But some of these concepts are important for GMAT sentence correction and for the TOEFL.

First, look at some examples, and see if you can tell the difference already:

My sister broke the glass. (broke is a transitive verb)

My father cried. (cried is an intransitive verb)

My sister is a doctor. (is is a linking verb)

Can you figure out the difference between the verbs (broke, cried, is) in the above sentences? I'm not talking about the meaning, I'm talking about the grammar. In other words, how are these three verbs grammatically different?

We should notice that the first verb, broke, has another word after it (glass). The second verb, cried, does not have another word after it. So in one sense, we can say that all verbs in English can be divided into two groups -- those that must have a word (or words) after them and words that do not have to have any word after them.

The third verb, is, has a noun (doctor) after it, but in its grammatical function, it's different from the noun (glass) that comes after broke. Think about it -- in the first sentence, we are saying that my sister broke something, and that thing was the glass. So, glass is receiving the action of broke. In the third sentence, we are saying that my sister is a doctor -- doctor is not receving any action.

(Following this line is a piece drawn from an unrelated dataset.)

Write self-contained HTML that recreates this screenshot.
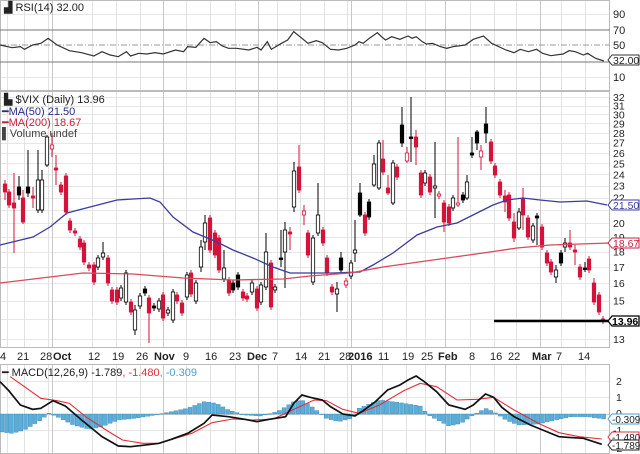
<!DOCTYPE html>
<html><head><meta charset="utf-8"><style>
html,body{margin:0;padding:0;background:#fff;width:640px;height:454px;overflow:hidden}
svg{display:block;font-family:"Liberation Sans",sans-serif}
</style></head><body>
<svg id="s" width="640" height="454" viewBox="0 0 640 454" xmlns="http://www.w3.org/2000/svg">
<g id="grid"></g>
<rect x="0.5" y="0.5" width="609" height="90" fill="none" stroke="#bbb"/>
<rect x="0.5" y="91.5" width="609" height="256" fill="none" stroke="#bbb"/>
<rect x="0.5" y="364.5" width="609" height="89" fill="none" stroke="#bbb"/>
<line x1="0" y1="30" x2="610" y2="30" stroke="#777" stroke-width="1"/>
<line x1="0" y1="62" x2="610" y2="62" stroke="#777" stroke-width="1"/>
<line x1="0" y1="45" x2="610" y2="45" stroke="#999" stroke-dasharray="6,2,1,2"/>
<polyline transform="scale(0.408,0.33333)" fill="none" stroke="#333" stroke-width="1.2" vector-effect="non-scaling-stroke" points="0,135 30,143 50,140 60,148 80,135 100,130 118,115 140,135 170,152 200,158 230,168 250,155 270,165 290,170 310,155 320,168 340,160 360,162 380,158 400,162 430,150 450,155 460,140 480,142 500,115 515,128 530,125 545,138 560,145 580,145 610,150 630,142 640,150 655,125 665,148 690,130 705,120 720,95 740,115 755,130 775,122 790,128 810,148 830,150 850,145 870,135 880,125 890,130 905,115 925,98 935,110 945,120 960,110 980,118 1000,108 1010,115 1020,110 1035,125 1045,132 1060,130 1080,140 1095,145 1110,140 1140,135 1160,118 1185,108 1205,130 1240,150 1260,158 1275,148 1295,155 1315,148 1330,160 1350,167 1380,162 1395,152 1410,155 1430,165 1440,160 1460,175 1480,183"/>
<g font-size="11" fill="#222">
<text x="4" y="11">▟ RSI(14) 32.00</text>
<text x="613" y="18">90</text><text x="613" y="34">70</text><text x="613" y="49">50</text><text x="613" y="81">10</text>
</g>
<path d="M608 60 l4 -5 h27 v10 h-27z" fill="#fff" stroke="#333"/>
<text x="613" y="64" font-size="10.5" fill="#222">32.00</text>

<g id="candles"></g>
<polyline fill="none" stroke="#3b3b9c" stroke-width="1.3" points="0,245 33,237 50,227 67,213 90,207 117,200 150,198 160,202 173,217 193,232 217,242 233,250 253,258 273,267 290,273 333,273 360,272 373,265 393,253 417,235 437,227 457,223 473,215 493,205 507,200 523,198 540,200 560,202 587,201 607,205"/>
<polyline fill="none" stroke="#d84a5c" stroke-width="1.3" points="0,283 50,277 83,273 133,274 183,278 233,280 283,279 310,276 350,273 383,267 433,260 483,253 517,248 550,245 610,243"/>
<line x1="494" y1="321" x2="608" y2="321" stroke="#000" stroke-width="2.5"/>
<g font-size="11">
<text x="4" y="103" fill="#222">▙ $VIX (Daily) 13.96</text>
<text x="2" y="115" fill="#2a2a8a">━MA(50) 21.50</text>
<text x="2" y="126" fill="#c8203c">━MA(200) 18.67</text>
<text x="2" y="137" fill="#444">▌Volume undef</text>
</g>
<g font-size="10.5" fill="#222" id="plabels"></g>
<path d="M608 205 l4 -5 h27 v10 h-27z" fill="#fff" stroke="#3b3b9c"/>
<text x="613" y="209" font-size="10.5" fill="#3b3b9c">21.50</text>
<path d="M608 243 l4 -5 h27 v10 h-27z" fill="#fff" stroke="#c8203c"/>
<text x="613" y="247" font-size="10.5" fill="#c8203c">18.67</text>
<path d="M608 321 l4 -5 h27 v10 h-27z" fill="#fff" stroke="#000" stroke-width="1.3"/>
<text x="612" y="325" font-size="10.5" font-weight="bold" fill="#000">13.96</text>

<g font-size="11" fill="#222" id="dates"></g>

<g id="hist"></g>
<polyline transform="translate(0,320) scale(0.408,0.33333)" fill="none" stroke="#e0303a" stroke-width="1.1" vector-effect="non-scaling-stroke" points="25,170 60,200 100,235 140,242 170,250 210,290 260,330 300,360 350,370 390,370 430,355 470,340 520,308 570,297 620,300 670,297 720,268 770,240 800,242 840,268 880,280 930,255 990,212 1030,190 1070,200 1120,240 1170,238 1210,232 1260,270 1320,310 1370,338 1420,350 1475,357"/>
<polyline transform="translate(0,320) scale(0.408,0.33333)" fill="none" stroke="#111" stroke-width="1.7" vector-effect="non-scaling-stroke" points="0,185 20,210 50,255 80,268 100,265 130,242 160,258 200,300 250,350 290,378 320,380 350,376 390,370 420,358 460,340 500,310 520,285 560,290 600,298 630,305 660,298 700,290 720,250 740,225 760,232 790,240 810,260 840,282 870,288 890,272 920,245 950,210 980,195 1000,180 1020,168 1040,185 1070,215 1100,255 1140,268 1160,255 1190,222 1210,232 1230,262 1260,290 1300,315 1330,330 1370,350 1390,352 1430,355 1475,373"/>
<g font-size="11">
<text x="2" y="376" fill="#222">━ MACD(12,26,9) -1.789<tspan fill="#e0303a">, -1.480</tspan><tspan fill="#4a9fd0">, -0.309</tspan></text>
</g>
<g font-size="10.5" fill="#222">
<text x="616" y="385">2</text><text x="616" y="401">1</text><text x="616" y="417">0</text><text x="613" y="434">-1</text><text x="613" y="452">-2</text>
</g>
<path d="M608 419 l4 -5 h27 v10 h-27z" fill="#fff" stroke="#4a9fd0"/>
<text x="612" y="423" font-size="10" fill="#222">-0.309</text>
<path d="M608 437 l4 -5 h27 v10 h-27z" fill="#fff" stroke="#e0303a"/>
<text x="612" y="441" font-size="10" fill="#222">-1.480</text>
<path d="M608 445 l4 -5 h27 v10 h-27z" fill="#fff" stroke="#222"/>
<text x="612" y="449" font-size="10" fill="#222">-1.789</text>
</svg>
<script>
var NS="http://www.w3.org/2000/svg";
function el(p,t,a){var e=document.createElementNS(NS,t);for(var k in a)e.setAttribute(k,a[k]);p.appendChild(e);return e;}
function py(p){return 97+268.6*(Math.log(32)-Math.log(p));}
var g=document.getElementById('grid');
for(var p=13;p<=32;p++){var y=Math.round(py(p))+0.5;el(g,'line',{x1:0,x2:610,y1:y,y2:y,stroke:'#e6e6e6'});}
[14,77].forEach(function(y){el(g,'line',{x1:0,x2:610,y1:y+.5,y2:y+.5,stroke:'#e6e6e6'});});
[381,397,430].forEach(function(y){el(g,'line',{x1:0,x2:610,y1:y+.5,y2:y+.5,stroke:'#e6e6e6'});});
el(g,'line',{x1:0,x2:610,y1:414.5,y2:414.5,stroke:'#ccc'});
var vx=[7,24,48,52,92,116,140,163,186,210,235,258,277,300,324,347,351,382,406,425,445,470,494,516,540,561,585];
var months=[52,163,258,351,445,540];
vx.forEach(function(x){var c=months.indexOf(x)>=0?'#c8c8c8':'#e2e2e2';
 [[1,90],[92,347],[365,454]].forEach(function(r){el(g,'line',{x1:x+.5,x2:x+.5,y1:r[0],y2:r[1],stroke:c});});});
var pl=document.getElementById('plabels');
for(var p=13;p<=32;p++){if(p==14||p==21)continue;var t=el(pl,'text',{x:613,y:py(p)+4});t.textContent=p;}
var d=[[0,'4'],[17,'21'],[40,'28'],[53,'Oct',1],[88,'12'],[112,'19'],[136,'26'],[154,'Nov',1],[183,'9'],[205,'16'],[229,'23'],[247,'Dec',1],[272,'7'],[295,'14'],[318,'21'],[339,'28'],[348,'2016',1],[378,'11'],[402,'19'],[421,'25'],[438,'Feb',1],[469,'8'],[490,'16'],[508,'22'],[532,'Mar',1],[556,'7'],[578,'14']];
var dg=document.getElementById('dates');
d.forEach(function(a){var t=el(dg,'text',{x:a[0],y:360});if(a[2])t.setAttribute('font-weight','bold');t.textContent=a[1];});
var C=[[5,184,192,'r',180,200],[9,192,205,'r'],[14,203,208,'r',173,253],[19,187,195,'b',176,200],[23,198,222,'r',190,224],[28,187,193,'b',150,197],[33,196,198,'r',187,208],[38,180,210,'w',150,213],[42,180,210,'w',170,213],[47,137,165,'w',135,167],[52,145,149,'h',133,157],[56,168,170,'r',155,185],[61,185,192,'r'],[66,176,212,'r'],[70,221,230,'r'],[75,231,233,'r'],[80,239,247,'r'],[84,243,262,'r'],[89,265,268,'r'],[94,265,282,'r'],[98,258,267,'w'],[103,253,257,'w',242,260],[108,258,283,'r'],[112,290,301,'r'],[117,290,302,'r'],[121,288,298,'w'],[126,273,302,'w'],[131,302,312,'r'],[135,310,330,'w',305,335],[140,296,306,'w'],[145,289,293,'b'],[149,298,313,'r',295,343],[154,306,308,'b'],[159,301,309,'w'],[163,295,318,'r'],[168,310,313,'w'],[173,292,320,'w'],[177,295,301,'r'],[182,303,313,'r'],[187,275,297,'w'],[191,273,294,'r'],[196,283,301,'w'],[201,247,267,'w',240,272],[205,223,242,'w',215,250],[210,218,250,'r'],[215,233,255,'r'],[219,238,270,'r'],[224,268,279,'w',250,282],[229,280,293,'r'],[233,283,290,'b'],[238,275,287,'b'],[243,292,298,'r'],[247,296,299,'r'],[252,283,292,'w'],[257,289,308,'r'],[261,285,302,'w'],[266,252,287,'w',233,290],[271,263,307,'r'],[275,287,290,'w'],[281,258,259,'b',230,267],[285,230,252,'w',222,288],[290,232,234,'r',227,250],[294,171,207,'w',162,212],[299,167,190,'r',145,193],[304,211,215,'h',205,225],[308,233,255,'r'],[313,238,282,'w'],[318,215,233,'w',183,236],[323,230,243,'r'],[327,258,273,'r'],[332,287,292,'r'],[337,289,294,'w',282,312],[341,258,270,'b',252,272],[346,281,285,'h'],[351,263,276,'w'],[355,250,253,'w',220,262],[360,193,215,'b',183,217],[365,215,233,'r'],[369,202,217,'b'],[374,164,185,'w',155,187],[379,143,188,'w',140,190],[383,159,172,'r',140,175],[388,188,193,'r',175,195],[393,163,203,'w',160,205],[397,167,177,'r'],[402,125,143,'b',107,147],[407,153,161,'h',147,163],[411,137,138,'b',97,162],[416,137,147,'r',130,165],[421,173,195,'r'],[425,173,183,'w'],[430,177,192,'r'],[435,186,188,'w',142,218],[439,194,196,'h'],[444,203,222,'r',200,232],[449,207,223,'r'],[453,198,208,'w'],[458,203,205,'h',137,207],[463,195,200,'b'],[467,182,198,'w',175,200],[472,153,155,'b',137,158],[477,132,143,'b',130,150],[481,151,157,'h',145,170],[486,124,133,'b',107,143],[491,142,161,'r'],[495,166,175,'r'],[500,182,195,'r'],[505,196,202,'r',190,212],[509,195,218,'r'],[514,222,238,'r',213,242],[519,212,228,'w',208,230],[523,199,215,'r',188,230],[528,218,237,'r'],[533,226,240,'w'],[537,216,218,'b',213,245],[542,227,247,'r'],[547,253,263,'r'],[551,262,272,'r'],[556,270,277,'w',265,283],[561,253,263,'b'],[565,243,247,'w',238,252],[570,243,247,'r',230,250],[575,250,252,'r',245,265],[580,267,277,'r'],[585,268,269,'b',262,272],[589,259,270,'r'],[594,283,302,'r',278,305],[599,295,312,'r'],[603,319,321,'r',316,324]];
var cg=document.getElementById('candles');
C.forEach(function(c){var x=c[0],t=c[1],b=c[2],ty=c[3];var wt=c[4]||t-3,wb=c[5]||b+3;
 var col=(ty=='r'||ty=='h')?'#d4123a':'#000';
 el(cg,'line',{x1:x,x2:x,y1:wt,y2:wb,stroke:col,'stroke-width':1});
 var h=Math.max(b-t,1.5);
 var fill=ty=='r'?'#d4123a':ty=='b'?'#000':'#fff';
 el(cg,'rect',{x:x-1.7,y:t,width:3.4,height:h,fill:fill,stroke:col,'stroke-width':0.8});});
var hk=[[0,335],[30,340],[60,330],[100,300],[120,280],[140,290],[180,315],[220,328],[250,320],[290,300],[330,295],[380,285],[420,275],[460,265],[500,245],[530,250],[560,270],[600,285],[640,288],[680,275],[720,245],[740,240],[770,265],[800,295],[830,305],[860,295],[880,265],[900,255],[930,240],[980,248],[1030,258],[1050,285],[1080,305],[1100,318],[1130,310],[1160,285],[1190,265],[1210,275],[1240,300],[1270,315],[1320,312],[1360,300],[1400,290],[1440,290],[1480,297]];
function hv(x){for(var i=0;i<hk.length-1;i++){if(x>=hk[i][0]&&x<=hk[i+1][0]){var f=(x-hk[i][0])/(hk[i+1][0]-hk[i][0]);return hk[i][1]+f*(hk[i+1][1]-hk[i][1]);}}return 297;}
var hg=document.getElementById('hist');
for(var x=2;x<606;x+=4.7){var v=320+hv(x/0.408)/3,z=414;var y=Math.min(v,z),h=Math.abs(v-z);
 el(hg,'rect',{x:x-2,y:y,width:4,height:Math.max(h,0.5),fill:'#5aaed8',stroke:'#3a86b8','stroke-width':0.4});}
</script>
</body></html>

In fact, doctor and sister are the same thing -- we are actually identifying sister with the word doctor. And the verb is that is between sister and doctor serves to connect the two nouns (sister and doctor). Verbs that function in this way are called linking verbs.

These rules are a bit simplified right now, but we will learn more later. For now, let's just focus on the simple ideas. And if all this stuff already makes sense to you, you're in good shape.

Let's look at the three different kinds of verbs in a bit more detail.

Learn about transitive verbs...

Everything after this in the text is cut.